** start **
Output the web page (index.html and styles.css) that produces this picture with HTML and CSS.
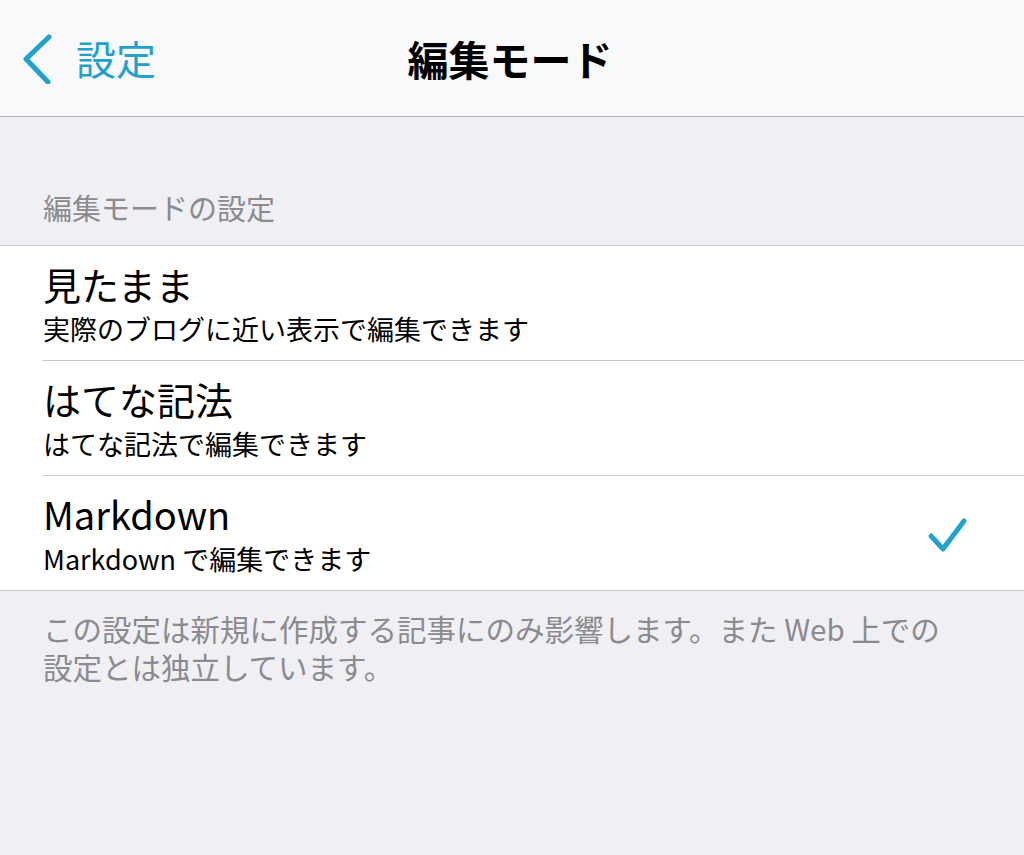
FILE: index.html
```html
<!DOCTYPE html>
<html lang="ja">
<head>
 <meta charset="UTF-8">
 <title>編集モード</title>
 <link rel="stylesheet" href="styles.css">
</head>
<body>
<div class="nav">
  <a class="back" href="#">
    <svg class="chev" width="34" height="52" viewBox="0 0 34 52"><path d="M27 5 L4 27 L26 50" fill="none" stroke="#1fa2cb" stroke-width="5" stroke-linecap="round" stroke-linejoin="round"/></svg>
    <span>設定</span>
  </a>
  <div class="ttl">編集モード</div>
</div>
<div class="sec">編集モードの設定</div>
<ul class="list">
  <li><div class="txt"><div class="n">見たまま</div><div class="d">実際のブログに近い表示で編集できます</div></div></li>
  <li><div class="txt"><div class="n">はてな記法</div><div class="d">はてな記法で編集できます</div></div></li>
  <li><div class="txt"><div class="n">Markdown</div><div class="d">Markdown で編集できます</div></div>
    <svg class="chk" width="44" height="40" viewBox="0 0 44 40"><path d="M5 20 L17 33 L38 5" fill="none" stroke="#1fa2cb" stroke-width="5" stroke-linecap="round" stroke-linejoin="round"/></svg>
  </li>
</ul>
<div class="foot">この設定は新規に作成する記事にのみ影響します。また Web 上での<br>設定とは独立しています。</div>
</body>
</html>
```

FILE: styles.css
```css
body { margin: 0; background: #efeff4; height: 855px; overflow: hidden;
  font-family: "Noto Sans CJK JP", "Noto Sans", sans-serif; color: #000; }
.nav { height: 116px; background: #f9f9fb; border-bottom: 1px solid #b2b2b6;
  display: flex; align-items: center; position: relative; }
.back { display: flex; align-items: center; text-decoration: none; color: #1fa2cb;
  font-size: 40px; padding-left: 22px; gap: 20px; }
.back span { line-height: 1; }
.ttl { position: absolute; left: 0; right: 0; text-align: center; font-size: 41px;
  font-weight: bold; line-height: 116px; top: 0; pointer-events: none; padding-right: 4px; }
.sec { padding: 76px 0 0 43px; height: 52px; font-size: 29px; color: #8a8a8f; line-height: 1; }
.list { list-style: none; margin: 0; padding: 0 0 0 43px; background: #fff;
  border-top: 1px solid #c8c7cc; border-bottom: 1px solid #c8c7cc; }
.list li { height: 114px; display: flex; align-items: center; border-bottom: 1px solid #c8c7cc;
  padding-right: 54px; }
.list li:last-child { border-bottom: 0; }
.txt { flex: 1; padding-top: 0; }
.n { font-size: 38px; line-height: 52px; }
.d { font-size: 27px; line-height: 38px; }
.chk { margin-top: 6px; }
.foot { padding: 18px 43px 0; font-size: 29.5px; line-height: 38px; color: #8a8a8f; }
```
** end **
# [Your goal]
Transcribe the material exactly, keeping every word and none of the pictures.

# [Answer to the exercise]
Output the web page (index.html and styles.css) that produces this picture with HTML and CSS.
FILE: index.html
```html
<!DOCTYPE html>
<html lang="ja">
<head>
 <meta charset="UTF-8">
 <title>編集モード</title>
 <link rel="stylesheet" href="styles.css">
</head>
<body>
<div class="nav">
  <a class="back" href="#">
    <svg class="chev" width="34" height="52" viewBox="0 0 34 52"><path d="M27 5 L4 27 L26 50" fill="none" stroke="#1fa2cb" stroke-width="5" stroke-linecap="round" stroke-linejoin="round"/></svg>
    <span>設定</span>
  </a>
  <div class="ttl">編集モード</div>
</div>
<div class="sec">編集モードの設定</div>
<ul class="list">
  <li><div class="txt"><div class="n">見たまま</div><div class="d">実際のブログに近い表示で編集できます</div></div></li>
  <li><div class="txt"><div class="n">はてな記法</div><div class="d">はてな記法で編集できます</div></div></li>
  <li><div class="txt"><div class="n">Markdown</div><div class="d">Markdown で編集できます</div></div>
    <svg class="chk" width="44" height="40" viewBox="0 0 44 40"><path d="M5 20 L17 33 L38 5" fill="none" stroke="#1fa2cb" stroke-width="5" stroke-linecap="round" stroke-linejoin="round"/></svg>
  </li>
</ul>
<div class="foot">この設定は新規に作成する記事にのみ影響します。また Web 上での<br>設定とは独立しています。</div>
</body>
</html>
```

FILE: styles.css
```css
body { margin: 0; background: #efeff4; height: 855px; overflow: hidden;
  font-family: "Noto Sans CJK JP", "Noto Sans", sans-serif; color: #000; }
.nav { height: 116px; background: #f9f9fb; border-bottom: 1px solid #b2b2b6;
  display: flex; align-items: center; position: relative; }
.back { display: flex; align-items: center; text-decoration: none; color: #1fa2cb;
  font-size: 40px; padding-left: 22px; gap: 20px; }
.back span { line-height: 1; }
.ttl { position: absolute; left: 0; right: 0; text-align: center; font-size: 41px;
  font-weight: bold; line-height: 116px; top: 0; pointer-events: none; padding-right: 4px; }
.sec { padding: 76px 0 0 43px; height: 52px; font-size: 29px; color: #8a8a8f; line-height: 1; }
.list { list-style: none; margin: 0; padding: 0 0 0 43px; background: #fff;
  border-top: 1px solid #c8c7cc; border-bottom: 1px solid #c8c7cc; }
.list li { height: 114px; display: flex; align-items: center; border-bottom: 1px solid #c8c7cc;
  padding-right: 54px; }
.list li:last-child { border-bottom: 0; }
.txt { flex: 1; padding-top: 0; }
.n { font-size: 38px; line-height: 52px; }
.d { font-size: 27px; line-height: 38px; }
.chk { margin-top: 6px; }
.foot { padding: 18px 43px 0; font-size: 29.5px; line-height: 38px; color: #8a8a8f; }
```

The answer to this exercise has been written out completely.